Directions for this task »
Reproduce the material below line by line, beginning with its first line and ending with the line that contains "template.innerHTML = html"; leave out pictures.
□ □ □ □ □ □ □
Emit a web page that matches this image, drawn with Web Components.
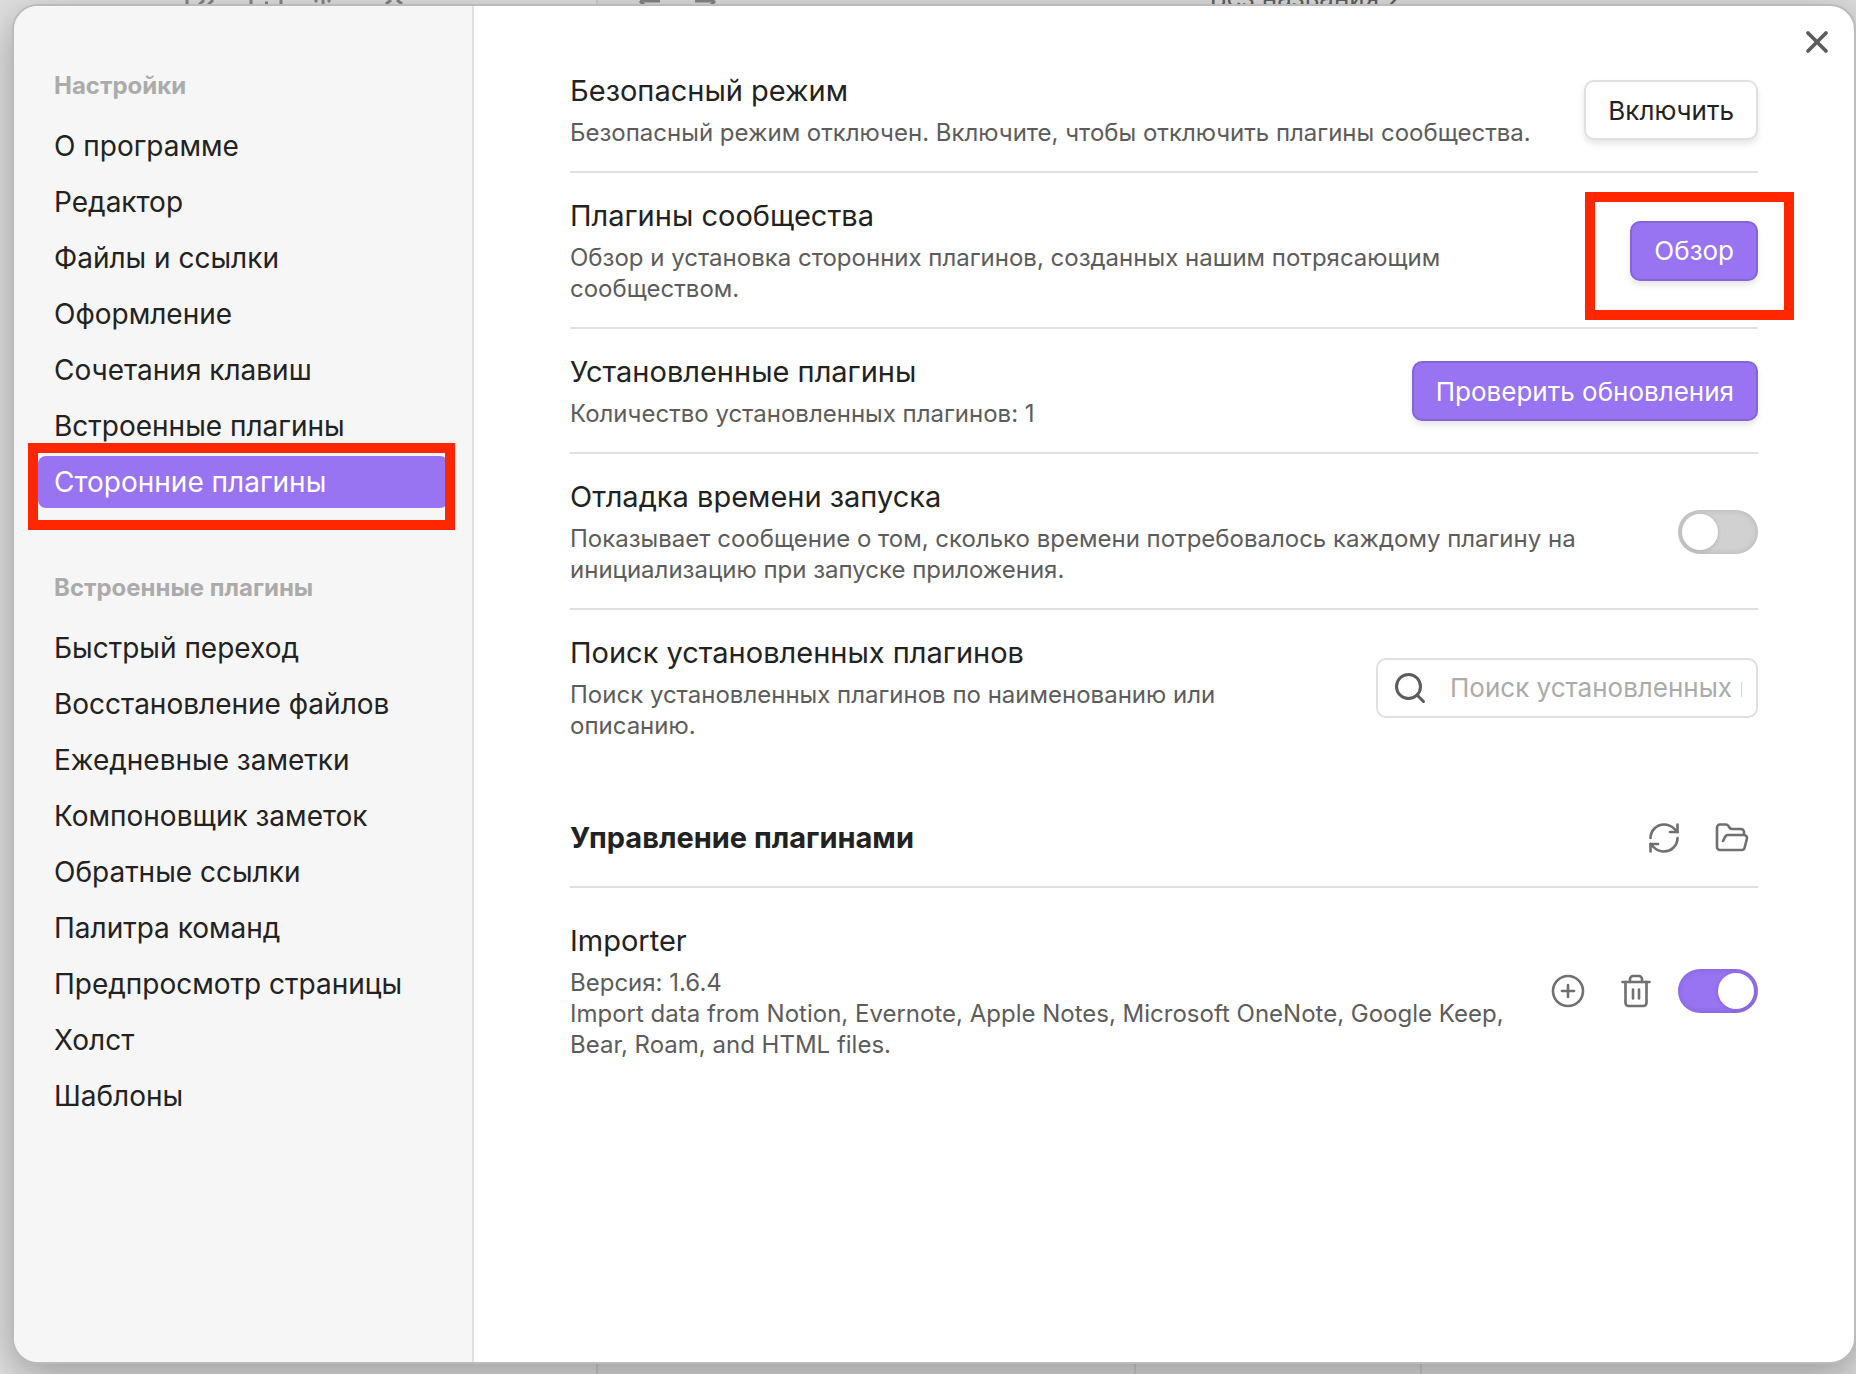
<!DOCTYPE html>
<html lang="ru">
<head>
<meta charset="utf-8">
<title>Настройки</title>
<style>
html, body {
    margin: 0;
    height: 100%;
}

body {
    overflow: hidden;
    font-family: Inter, "Liberation Sans", sans-serif;
    color: #222222;
    background-color: #dcdcdc;
}
</style>
</head>
<body>

<settings-app></settings-app>

<script>
//! ICONS
const icons = {
    close: '<path d="M18 6 6 18"/><path d="m6 6 12 12"/>',
    search: '<circle cx="11" cy="11" r="8"/><path d="m21 21-4.3-4.3"/>',
    refresh: '<path d="M3 12a9 9 0 0 1 9-9 9.75 9.75 0 0 1 6.74 2.74L21 8"/><path d="M21 3v5h-5"/><path d="M21 12a9 9 0 0 1-9 9 9.75 9.75 0 0 1-6.74-2.74L3 16"/><path d="M8 16H3v5"/>',
    folder: '<path d="m6 14 1.5-2.9A2 2 0 0 1 9.24 10H20a2 2 0 0 1 1.94 2.5l-1.54 6a2 2 0 0 1-1.95 1.5H4a2 2 0 0 1-2-2V5a2 2 0 0 1 2-2h3.9a2 2 0 0 1 1.69.9l.81 1.2a2 2 0 0 0 1.67.9H18a2 2 0 0 1 2 2v2"/>',
    plus: '<circle cx="12" cy="12" r="10"/><path d="M8 12h8"/><path d="M12 8v8"/>',
    trash: '<path d="M3 6h18"/><path d="M19 6v14c0 1-1 2-2 2H7c-1 0-2-1-2-2V6"/><path d="M8 6V4c0-1 1-2 2-2h4c1 0 2 1 2 2v2"/><path d="M10 11v6"/><path d="M14 11v6"/>'
}

function defineElement(name, html, setup) {
    const template = document.createElement('template')
    template.innerHTML = html

    customElements.define(name, class extends HTMLElement {
        constructor() {
            super();
            this.attachShadow({ mode: 'open' });
            this.shadowRoot.appendChild(template.content.cloneNode(true));
        }

        connectedCallback() {
            if (setup) setup(this, this.shadowRoot)
        }
    })
}

//! ICON
defineElement('ui-icon', `
<style>
:host {
    display: block;
    width: 36px;
    height: 36px;
}

svg {
    display: block;
    width: 100%;
    height: 100%;
    fill: none;
    stroke: currentColor;
    stroke-width: var(--icon-stroke, 1.75);
    stroke-linecap: round;
    stroke-linejoin: round;
}
</style>
<svg viewBox="0 0 24 24" aria-hidden="true"></svg>
`, (host, root) => {
    root.querySelector('svg').innerHTML = icons[host.getAttribute('name')]
})

//! ICON BUTTON
defineElement('icon-button', `
<style>
:host {
    display: block;
    color: #707070;
}

button {
    display: grid;
    place-items: center;
    width: 52px;
    height: 52px;
    padding: 0;
    border: 0;
    background: none;
    color: inherit;
}
</style>
<button type="button"><ui-icon></ui-icon></button>
`, (host, root) => {
    root.querySelector('button').setAttribute('aria-label', host.getAttribute('label'))
    root.querySelector('ui-icon').shadowRoot.querySelector('svg').innerHTML = icons[host.getAttribute('icon')]
})

//! BUTTON
defineElement('ui-button', `
<style>
:host {
    display: block;
}

button {
    display: block;
    height: 60px;
    padding: 0 22px;
    border: 2px solid #e0e0e0;
    border-radius: 10px;
    background-color: white;
    box-shadow: 0 4px 6px rgba(0, 0, 0, 0.1);
    color: inherit;
    font-family: inherit;
    font-size: 26px;
    white-space: nowrap;
}

:host([primary]) button {
    border-color: #8565d6;
    background-color: #9873f2;
    color: white;
}
</style>
<button type="button"><slot></slot></button>
`)

//! TOGGLE
defineElement('ui-toggle', `
<style>
:host {
    display: block;
}

input {
    appearance: none;
    display: block;
    box-sizing: border-box;
    width: 80px;
    height: 44px;
    margin: 0;
    padding: 4px;
    border-radius: 22px;
    background-color: #d1d1d1;
    box-shadow: inset 0 0 6px rgba(0, 0, 0, 0.15);
}

/* Knob */
input::before {
    content: "";
    display: block;
    width: 36px;
    height: 36px;
    border-radius: 50%;
    background-color: white;
    box-shadow: 0 1px 4px rgba(0, 0, 0, 0.15);
}

input:checked {
    background-color: #9873f2;
}

input:checked::before {
    margin-left: auto;
}
</style>
<input type="checkbox" role="switch">
`, (host, root) => {
    const input = root.querySelector('input')
    input.checked = host.hasAttribute('checked')
    input.setAttribute('aria-label', host.getAttribute('label'))
})

//! SEARCH BOX
defineElement('search-box', `
<style>
:host {
    display: block;
}

label {
    display: flex;
    align-items: center;
    gap: 22px;
    box-sizing: border-box;
    width: 382px;
    height: 60px;
    padding: 0 14px;
    border: 2px solid #e0e0e0;
    border-radius: 10px;
    background-color: white;
    color: #5c5c5c;
}

ui-icon {
    flex: none;
    --icon-stroke: 2;
}

input {
    flex: 1;
    min-width: 0;
    padding: 0;
    border: 0;
    outline: 0;
    background: none;
    font-family: inherit;
    font-size: 26px;
}

input::placeholder {
    color: #ababab;
}
</style>
<label><ui-icon name="search"></ui-icon><input type="text"></label>
`, (host, root) => {
    const input = root.querySelector('input')
    input.placeholder = host.getAttribute('placeholder')
    input.setAttribute('aria-label', host.getAttribute('placeholder'))
})

//! RED FRAME drawn over whatever it wraps
defineElement('red-frame', `
<style>
:host {
    display: block;
    position: relative;
}

div {
    position: absolute;
    inset: var(--frame-inset);
    border: 10px solid #ff2600;
    pointer-events: none;
}
</style>
<slot></slot>
<div></div>
`)

//! SIDEBAR
defineElement('nav-group', `
<style>
:host {
    display: block;
}

h2 {
    margin: 0 0 8px;
    padding: 10px 16px;
    font-size: 24px;
    font-weight: 700;
    line-height: 32px;
    color: #ababab;
}

nav {
    display: grid;
    gap: 4px;
}
</style>
<h2></h2>
<nav><slot></slot></nav>
`, (host, root) => {
    root.querySelector('h2').textContent = host.getAttribute('heading')
})

defineElement('nav-item', `
<style>
:host {
    display: block;
}

a {
    display: block;
    padding: 8px 16px;
    border-radius: 8px;
    color: inherit;
    font-size: 28px;
    line-height: 36px;
    text-decoration: none;
    white-space: nowrap;
}

:host([active]) a {
    background-color: #9873f2;
    color: white;
}
</style>
<a href="#"><slot></slot></a>
`)

//! SETTING ROW
defineElement('setting-row', `
<style>
:host {
    display: flex;
    align-items: center;
    gap: 36px;
    padding: 24px 0 23px;
    border-bottom: 2px solid #e0e0e0;
}

:host([last]) {
    border-bottom: 0;
}

.info {
    flex: 1;
    min-width: 0;
}

h3 {
    margin: 0 0 7px;
    font-size: 29px;
    font-weight: 400;
    line-height: 38px;
}

p {
    margin: 0;
    font-size: 24px;
    line-height: 31px;
    color: #5c5c5c;
}

.control {
    display: flex;
    align-items: center;
    gap: 16px;
}
</style>
<div class="info">
    <h3><slot name="name"></slot></h3>
    <p><slot name="description"></slot></p>
</div>
<div class="control"><slot></slot></div>
`)

defineElement('section-heading', `
<style>
:host {
    display: flex;
    align-items: center;
    justify-content: space-between;
    margin-top: 26px;
    padding: 22px 0;
    border-bottom: 2px solid #e0e0e0;
}

h2 {
    margin: 0;
    font-size: 29px;
    font-weight: 700;
    line-height: 38px;
}

.control {
    display: flex;
    gap: 16px;
}
</style>
<h2><slot></slot></h2>
<div class="control"><slot name="control"></slot></div>
`)

//! APP WINDOW behind the modal
defineElement('app-backdrop', `
<style>
:host {
    display: grid;
    grid-template-columns: 598px 1fr;
    color: #5f5f5f;
}

.side {
    border-right: 2px solid #cccccc;
    background-color: #dfdfdf;
}

svg {
    display: block;
    height: 6px;
    fill: none;
    stroke: #858585;
    stroke-width: 3;
}

.main {
    display: grid;
    grid-template-columns: 538px 286px 1fr;
    grid-template-rows: auto 1fr;
    align-items: end;
}

.title {
    grid-column: 1 / -1;
    display: grid;
    grid-template-columns: 158px 1fr;
    height: 6px;
    font-size: 26px;
    line-height: 32px;
    text-align: center;
}

.title span {
    margin-top: -18px;
}

.cell {
    height: 14px;
    border-right: 2px solid #cccccc;
}

.cell:last-child {
    border: 0;
}
</style>
<div class="side">
    <!-- Bottom edge of the toolbar icons -->
    <svg width="596" viewBox="0 0 596 6" aria-hidden="true">
        <path d="M187 0v6M204 0l-5 5M213 0l-5 5M251 0v6M281 0v6M265 3h3M323 0v6M317 0l-2 2M328 0l2 2M391 0l-5 4M397 0l5 4"/>
    </svg>
</div>
<div class="main">
    <div class="title">
        <svg width="158" viewBox="0 0 158 6" aria-hidden="true">
            <path d="M42 1h20M42 1l4 4M97 1h20M117 1l-4 4"/>
        </svg>
        <span>Без названия 2</span>
    </div>
    <div class="cell"></div>
    <div class="cell"></div>
    <div class="cell"></div>
</div>
`)

//! MODAL
defineElement('settings-modal', `
<style>
:host {
    display: grid;
    grid-template-columns: 460px 1fr;
    position: relative;
    overflow: hidden;
    border: 2px solid #bbbbbb;
    border-radius: 26px;
    background-color: white;
    box-shadow: 0 12px 40px rgba(0, 0, 0, 0.3);
}

aside {
    display: grid;
    align-content: start;
    gap: 54px;
    padding: 54px 24px 0;
    border-right: 2px solid #e0e0e0;
    background-color: #f6f6f6;
}

main {
    padding: 42px 96px 0;
}

.close {
    position: absolute;
    top: 10px;
    right: 11px;
    color: #5c5c5c;
    --icon-stroke: 2.5;
}
</style>
<aside><slot name="nav"></slot></aside>
<main><slot></slot></main>
<icon-button class="close" icon="close" label="Закрыть"></icon-button>
`)

//! PAGE
defineElement('settings-app', `
<style>
:host {
    display: grid;
    height: 100%;
}

app-backdrop, settings-modal {
    grid-area: 1 / 1;
}

settings-modal {
    margin: 4px 0 10px 12px;
}

.frame-nav {
    --frame-inset: -13px -7px -22px -10px;
}

.frame-button {
    --frame-inset: -29px -36px -39px -45px;
}

.plugin {
    padding-top: 34px;
}
</style>
<app-backdrop></app-backdrop>
<settings-modal>
    <nav-group slot="nav" heading="Настройки">
        <nav-item>О программе</nav-item>
        <nav-item>Редактор</nav-item>
        <nav-item>Файлы и ссылки</nav-item>
        <nav-item>Оформление</nav-item>
        <nav-item>Сочетания клавиш</nav-item>
        <nav-item>Встроенные плагины</nav-item>
        <red-frame class="frame-nav"><nav-item active>Сторонние плагины</nav-item></red-frame>
    </nav-group>
    <nav-group slot="nav" heading="Встроенные плагины">
        <nav-item>Быстрый переход</nav-item>
        <nav-item>Восстановление файлов</nav-item>
        <nav-item>Ежедневные заметки</nav-item>
        <nav-item>Компоновщик заметок</nav-item>
        <nav-item>Обратные ссылки</nav-item>
        <nav-item>Палитра команд</nav-item>
        <nav-item>Предпросмотр страницы</nav-item>
        <nav-item>Холст</nav-item>
        <nav-item>Шаблоны</nav-item>
    </nav-group>

    <setting-row>
        <span slot="name">Безопасный режим</span>
        <span slot="description">Безопасный режим отключен. Включите, чтобы отключить плагины сообщества.</span>
        <ui-button>Включить</ui-button>
    </setting-row>
    <setting-row>
        <span slot="name">Плагины сообщества</span>
        <span slot="description">Обзор и установка сторонних плагинов, созданных нашим потрясающим сообществом.</span>
        <red-frame class="frame-button"><ui-button primary>Обзор</ui-button></red-frame>
    </setting-row>
    <setting-row>
        <span slot="name">Установленные плагины</span>
        <span slot="description">Количество установленных плагинов: 1</span>
        <ui-button primary>Проверить обновления</ui-button>
    </setting-row>
    <setting-row>
        <span slot="name">Отладка времени запуска</span>
        <span slot="description">Показывает сообщение о том, сколько времени потребовалось каждому плагину на инициализацию при запуске приложения.</span>
        <ui-toggle label="Отладка времени запуска"></ui-toggle>
    </setting-row>
    <setting-row last>
        <span slot="name">Поиск установленных плагинов</span>
        <span slot="description">Поиск установленных плагинов по наименованию или описанию.</span>
        <search-box placeholder="Поиск установленных плагинов"></search-box>
    </setting-row>

    <section-heading>
        Управление плагинами
        <icon-button slot="control" icon="refresh" label="Обновить список"></icon-button>
        <icon-button slot="control" icon="folder" label="Открыть папку плагинов"></icon-button>
    </section-heading>

    <setting-row last class="plugin">
        <span slot="name">Importer</span>
        <span slot="description">Версия: 1.6.4<br>Import data from Notion, Evernote, Apple Notes, Microsoft OneNote, Google Keep, Bear, Roam, and HTML files.</span>
        <icon-button icon="plus" label="Горячие клавиши"></icon-button>
        <icon-button icon="trash" label="Удалить"></icon-button>
        <ui-toggle checked label="Importer"></ui-toggle>
    </setting-row>
</settings-modal>
`)
</script>
</body>
</html>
□ □ □ □ □ □ □
Response below »
Emit a web page that matches this image, drawn with Web Components.
<!DOCTYPE html>
<html lang="ru">
<head>
<meta charset="utf-8">
<title>Настройки</title>
<style>
html, body {
    margin: 0;
    height: 100%;
}

body {
    overflow: hidden;
    font-family: Inter, "Liberation Sans", sans-serif;
    color: #222222;
    background-color: #dcdcdc;
}
</style>
</head>
<body>

<settings-app></settings-app>

<script>
//! ICONS
const icons = {
    close: '<path d="M18 6 6 18"/><path d="m6 6 12 12"/>',
    search: '<circle cx="11" cy="11" r="8"/><path d="m21 21-4.3-4.3"/>',
    refresh: '<path d="M3 12a9 9 0 0 1 9-9 9.75 9.75 0 0 1 6.74 2.74L21 8"/><path d="M21 3v5h-5"/><path d="M21 12a9 9 0 0 1-9 9 9.75 9.75 0 0 1-6.74-2.74L3 16"/><path d="M8 16H3v5"/>',
    folder: '<path d="m6 14 1.5-2.9A2 2 0 0 1 9.24 10H20a2 2 0 0 1 1.94 2.5l-1.54 6a2 2 0 0 1-1.95 1.5H4a2 2 0 0 1-2-2V5a2 2 0 0 1 2-2h3.9a2 2 0 0 1 1.69.9l.81 1.2a2 2 0 0 0 1.67.9H18a2 2 0 0 1 2 2v2"/>',
    plus: '<circle cx="12" cy="12" r="10"/><path d="M8 12h8"/><path d="M12 8v8"/>',
    trash: '<path d="M3 6h18"/><path d="M19 6v14c0 1-1 2-2 2H7c-1 0-2-1-2-2V6"/><path d="M8 6V4c0-1 1-2 2-2h4c1 0 2 1 2 2v2"/><path d="M10 11v6"/><path d="M14 11v6"/>'
}

function defineElement(name, html, setup) {
    const template = document.createElement('template')
    template.innerHTML = html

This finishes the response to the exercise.